SET PROBLEM ▸ Review the material and extract every line in which the word "React" occurs.
━━━
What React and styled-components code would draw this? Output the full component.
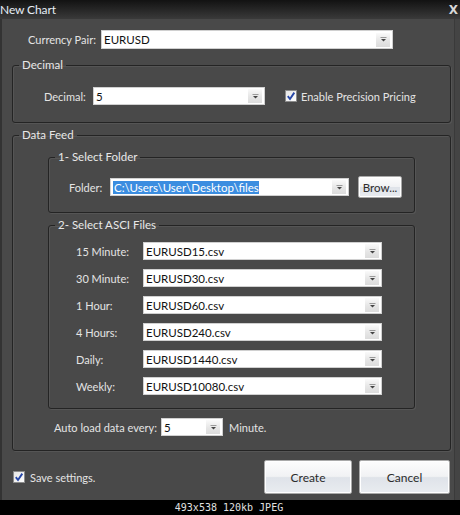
import React from "react";
import styled, { createGlobalStyle } from "styled-components";

const Global = createGlobalStyle`
  html, body { margin: 0; padding: 0; background: #000; }
  body { font-family: Lato, "Open Sans", sans-serif; }
  * { box-sizing: border-box; }
`;

const Frame = styled.div`
  width: 460px;
  height: 515px;
  display: flex;
  flex-direction: column;
  overflow: hidden;
  background: #000;
`;

const TitleBar = styled.div`
  height: 19px;
  flex: none;
  display: flex;
  align-items: center;
  justify-content: space-between;
  background: linear-gradient(#121212, #2a2a2a 60%, #3a3a3a);
  color: #e6edf5;
  font-size: 12px;
  padding: 0 2px 0 0;
`;

const TitleText = styled.span`
  margin-left: 0;
  letter-spacing: -0.1px;
`;

const CloseX = styled.span`
  font-weight: 700;
  font-size: 12px;
  color: #d8d8d8;
  font-family: "DejaVu Sans", sans-serif;
`;

const Body = styled.div`
  height: 481px;
  flex: none;
  background: #494949;
  padding: 0 9px 0 12px;
  display: flex;
  flex-direction: column;
  box-shadow: inset 2px 0 0 #333, inset -5px 0 0 #444, inset -6px 0 0 #3a3a3a;
`;

const Caption = styled.div`
  height: 15px;
  flex: none;
  text-align: center;
  color: #e0e0e0;
  font-family: "DejaVu Sans Mono", monospace;
  font-size: 10px;
  line-height: 16px;
  padding-right: 2px;
`;

const Row = styled.div`
  display: flex;
  align-items: center;
  height: ${(p) => p.$h || 18}px;
  margin-left: ${(p) => p.$indent || 0}px;
  margin-top: ${(p) => p.$mt || 0}px;
`;

const Label = styled.span`
  width: ${(p) => p.$w}px;
  flex: none;
  color: #e4e4e4;
  font-size: 11px;
  white-space: nowrap;
`;

const Text = styled.span`
  color: #e4e4e4;
  font-size: 11px;
  margin-left: ${(p) => p.$ml || 0}px;
  white-space: nowrap;
`;

const Combo = styled.div`
  width: ${(p) => p.$w}px;
  height: ${(p) => p.$h || 18}px;
  flex: none;
  background: #fff;
  border: 1px solid #d0d0d0;
  display: flex;
  align-items: center;
  padding-left: 2px;
`;

const Value = styled.span`
  flex: 1;
  color: #111;
  font-size: 11.5px;
  white-space: nowrap;
  overflow: hidden;
`;

const Selected = styled.span`
  background: #3b8de0;
  color: #fff;
  padding: 1px 0 1px 1px;
  font-size: 11.5px;
`;

const ArrowBox = styled.span`
  width: 14px;
  height: 14px;
  margin-right: 2px;
  flex: none;
  display: flex;
  align-items: center;
  justify-content: center;
  background: linear-gradient(#fafafa, #e6e6e6 55%, #dcdcdc);
`;

const Arrow = () => (
  <ArrowBox>
    <svg width="7" height="5" viewBox="0 0 7 5">
      <rect x="0.5" y="0" width="6" height="1" fill="#9a9a9a" />
      <path d="M1 2 L6 2 L3.5 4.5 Z" fill="#444" />
    </svg>
  </ArrowBox>
);

const Group = styled.fieldset`
  margin: ${(p) => p.$mt || 0}px 0 0 ${(p) => p.$ml || 0}px;
  width: ${(p) => p.$w}px;
  padding: ${(p) => p.$pt}px 6px ${(p) => p.$pb}px 6px;
  border: 1px solid #242424;
  border-radius: 3px;
  box-shadow: 1px 1px 0 rgba(255, 255, 255, 0.07),
    inset 1px 1px 0 rgba(255, 255, 255, 0.07);
  min-width: 0;
`;

const Legend = styled.legend`
  padding: 0 3px;
  font-size: 11.5px;
  line-height: 14px;
  color: #e8e8e8;
`;

const CheckWrap = styled.span`
  display: inline-flex;
  width: 12px;
  height: 12px;
  flex: none;
  margin-left: ${(p) => p.$ml || 0}px;
`;

const Check = ({ ml }) => (
  <CheckWrap $ml={ml}>
    <svg width="12" height="12" viewBox="0 0 12 12">
      <defs>
        <linearGradient id="cbg" x1="0" y1="0" x2="1" y2="1">
          <stop offset="0" stopColor="#e4e4e4" />
          <stop offset="1" stopColor="#ffffff" />
        </linearGradient>
      </defs>
      <rect x="0.5" y="0.5" width="11" height="11" fill="url(#cbg)" stroke="#8c8c8c" />
      <path d="M2.8 6.2 L5 9 L9.3 2.6" fill="none" stroke="#2747a8" strokeWidth="1.9" />
    </svg>
  </CheckWrap>
);

const Button = styled.button`
  width: ${(p) => p.$w}px;
  height: ${(p) => p.$h}px;
  margin-left: ${(p) => p.$ml || 0}px;
  flex: none;
  border: 1px solid #a9a9a9;
  border-radius: 2px;
  background: linear-gradient(#fdfdfd, #f1f2f4 48%, #dfe3e9 52%, #e9ecf0);
  color: #2c2c2c;
  font-family: Lato, "Open Sans", sans-serif;
  font-size: ${(p) => p.$fs || 12}px;
  padding: 0;
  box-shadow: inset 0 0 0 1px #ffffff;
`;

const Spacer = styled.div`
  flex: ${(p) => (p.$w ? "none" : 1)};
  width: ${(p) => (p.$w ? `${p.$w}px` : "auto")};
`;

const files = [
  ["15 Minute:", "EURUSD15.csv"],
  ["30 Minute:", "EURUSD30.csv"],
  ["1 Hour:", "EURUSD60.csv"],
  ["4 Hours:", "EURUSD240.csv"],
  ["Daily:", "EURUSD1440.csv"],
  ["Weekly:", "EURUSD10080.csv"],
];

export default function App() {
  return (
    <Frame>
      <Global />
      <TitleBar>
        <TitleText>New Chart</TitleText>
        <CloseX>X</CloseX>
      </TitleBar>
      <Body>
        <Row $h={19} $mt={11} $indent={16}>
          <Label $w={73}>Currency Pair:</Label>
          <Combo $w={292} $h={19}>
            <Value>EURUSD</Value>
            <Arrow />
          </Combo>
        </Row>

        <Group $mt={9} $w={439} $pt={15} $pb={17}>
          <Legend>Decimal</Legend>
          <Row $indent={25}>
            <Label $w={49}>Decimal:</Label>
            <Combo $w={172}>
              <Value>5</Value>
              <Arrow />
            </Combo>
            <Check ml={20} />
            <Text $ml={4}>Enable Precision Pricing</Text>
          </Row>
        </Group>

        <Group $mt={5} $w={439} $pt={8} $pb={14}>
          <Legend>Data Feed</Legend>
          <Group $ml={29} $w={367} $pt={12} $pb={14}>
            <Legend>1- Select Folder</Legend>
            <Row $h={22} $indent={14}>
              <Label $w={41}>Folder:</Label>
              <Combo $w={239}>
                <Value>
                  <Selected>C:\Users\User\Desktop\files</Selected>
                </Value>
                <Arrow />
              </Combo>
              <Button $w={44} $h={22} $ml={9} $fs={11.5}>
                Brow...
              </Button>
            </Row>
          </Group>

          <Group $mt={5} $ml={29} $w={367} $pt={10} $pb={13}>
            <Legend>2- Select ASCI Files</Legend>
            {files.map(([label, file], i) => (
              <Row key={label} $indent={21} $mt={i === 0 ? 0 : 9}>
                <Label $w={67}>{label}</Label>
                <Combo $w={239}>
                  <Value>{file}</Value>
                  <Arrow />
                </Combo>
              </Row>
            ))}
          </Group>

          <Row $indent={35} $mt={9}>
            <Label $w={107}>Auto load data every:</Label>
            <Combo $w={62}>
              <Value>5</Value>
              <Arrow />
            </Combo>
            <Text $ml={6}>Minute.</Text>
          </Row>
        </Group>

        <Row $h={34} $mt={9}>
          <Check ml={1} />
          <Text $ml={5}>Save settings.</Text>
          <Spacer />
          <Button $w={88} $h={34}>Create</Button>
          <Button $w={91} $h={34} $ml={7}>Cancel</Button>
          <Spacer $w={1} />
        </Row>
      </Body>
      <Caption>493x538 120kb JPEG</Caption>
    </Frame>
  );
}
━━━
WRITTEN REPLY ▸
What React and styled-components code would draw this? Output the full component.
import React from "react";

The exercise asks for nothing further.